Lou Barlow: I was given $1,600 to make the third Sebadoh record, and I took it to Fort Apache. I came out after three full days of recording and had a completed work at the end. That’s pretty remarkable, you know?
Bill Janovitz: Fort Apache had this thing going for it. Radiohead came, Hole came, Uncle Tupelo came, Weezer came. It became this place that bands from around the world came to. I think Jack White was there with his band Goober & the Peas before the White Stripes.
Dicky Barrett: There were some fucking monsters coming out of that studio. You could have this interview with Dave Grohl, and he’d lose his mind talking about Fort Apache.
Edmunds Street, Hiatus, and Camp Street Studios
Harvard moved to Ohio in 1991, selling his ownership to Smith. Under Smith’s watch, Fort Apache spread its wings and grew beyond being just a studio. In 1995, another studio space was purchased nearby Fort Apache North on Edmunds Street. In addition to serving as a second space to mix records, the Edmunds Street space also included a performance area, which was used to record bands live for radio, among them Beck, David Bowie, Goo Goo Dolls, and Radiohead.
Smith would eventually close down Fort Apache North and move Fort Apache, then a business focusing on artist management and concert promotion as much as studio production, to Vermont. Kolderie, meanwhile, made a second effort at recording out of the Camp Street studio before closing the studio down for good in 2010. Kolderie continues to record under the Camp Street name from his home studio in upstate New York while Slade has since joined the faculty at Berklee College of Music.
Paul Kolderie and Sean Slade on the roof of Fort Apache. Photo by Ali Smith
Bill Nowlin: At some point, they moved a few blocks away on the other side of Mass Ave. There were three or four years where we actually had our Christmas party at their studio.
Sean Slade: The move to Edmunds was the beginning of the end. It was a fine space for the series of live radio broadcasts we did with WFNX and WBCN (and fun parties), but it was an inferior studio space to the original Rounder/Camp Street location. Plus, we had our Neve board refurbished and recapped, and it ended up sounding worse, not better. I personally never liked that place.
Paul Kolderie: Camp Street in Cambridge stayed open until 2000, I would say. Then Gary Smith ran it for a while, just as his office.
Sean Slade: In 2000, Gary basically liquidated the business and took the board and most of the equipment up to his house in Vermont. He tried to keep it going as Fort Apache, but it didn’t really work. He was in the middle of nowhere, and the whole thing had just lost its vibe.
Paul Kolderie: I took [Fort Apache North] over in 2002 as Camp Street and ran it until 2010. The overhead was high; the budgets were dwindling. You used to get $200,000 to record a band, then it was $20,000. Now it’s $2,000, you know? I was maintaining a place that had hundreds of thousands of dollars of vintage equipment and instruments … and people just stopped caring.

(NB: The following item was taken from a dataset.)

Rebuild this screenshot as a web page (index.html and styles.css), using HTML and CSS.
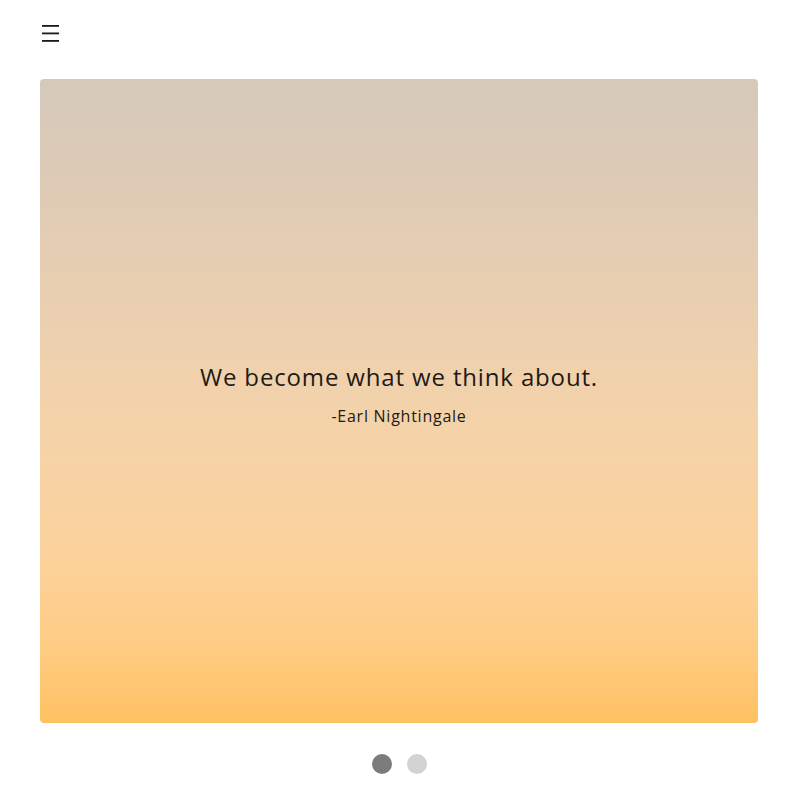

Sean Slade: Having a professional recording studio with a lot of equipment and a lot of overhead in today’s world, you’re lucky if you break even. Meanwhile everyone’s got their own home studio. You’re finding that all over the world. What used to be the way to make records is no longer the preferred way to make records. Studios are just not surviving.
Lou Barlow: There was a really nice vibe within the Boston scene. I’ve never really experienced that again, just in terms of that home that we were able to create. But there’s still people that do that. There are still ways that that happens. Studios are not dead. There are still good spaces.
Sean Slade: [Paul and I] still work together. But two years ago or so, I got the opportunity to teach music production and engineering at Berklee. At that particular stage in my life, that was a godsend. I really needed a regular job. The whole thing of being a freelancer, I was just too old to do that kind of stuff.
Kim Deal: It was such a fun time for me. Gary and Fort Apache are a big part of the Pixies’ history.
Dicky Barrett: Those guys, Paul and Sean, are the yardstick. I knew that Paul Kolderie and Sean Slade got us and understood us. I’m forever indebted to those guys. Whenever somebody says the words “record producer,” those are the first two names that spring into my brain.
Paul Kolderie: I’ll say that’s the most satisfying thing in my career, to have a record that gets through to people and becomes a part of their life. I think that’s great. I’ve been lucky enough to have a few. When someone says, “This is my favorite record,” or, “I play that record constantly,” that’s really big for me.
Joe Harvard: Climbing that mountain was a lot of fun. It was all about, “Let’s find some great bands and make some records that don’t fucking suck.”
Sean Slade: We did it because we were young, and in a lot of ways we didn’t really have anything better to do. The main goal was to get ourselves a job that wasn’t a real job. None of us were thinking about any of that self-conscious entrepreneurship kind of crap. We just wanted to have a studio and we did it. It’s pretty wild that I’m even sitting here talking to you about it, but it was a really great time.
Paul Kolderie: It’s like George Clooney in A Perfect Storm. You’re heading out, it’s a beautiful morning. You’re the captain of the boat and you just think, “You know, this is where I’m meant to be. This is what I’m meant to do.” The best sessions were the ones where it was getting dark and the band’s playing great, and you’re the first person to hear those songs come to life. It’s a privileged position.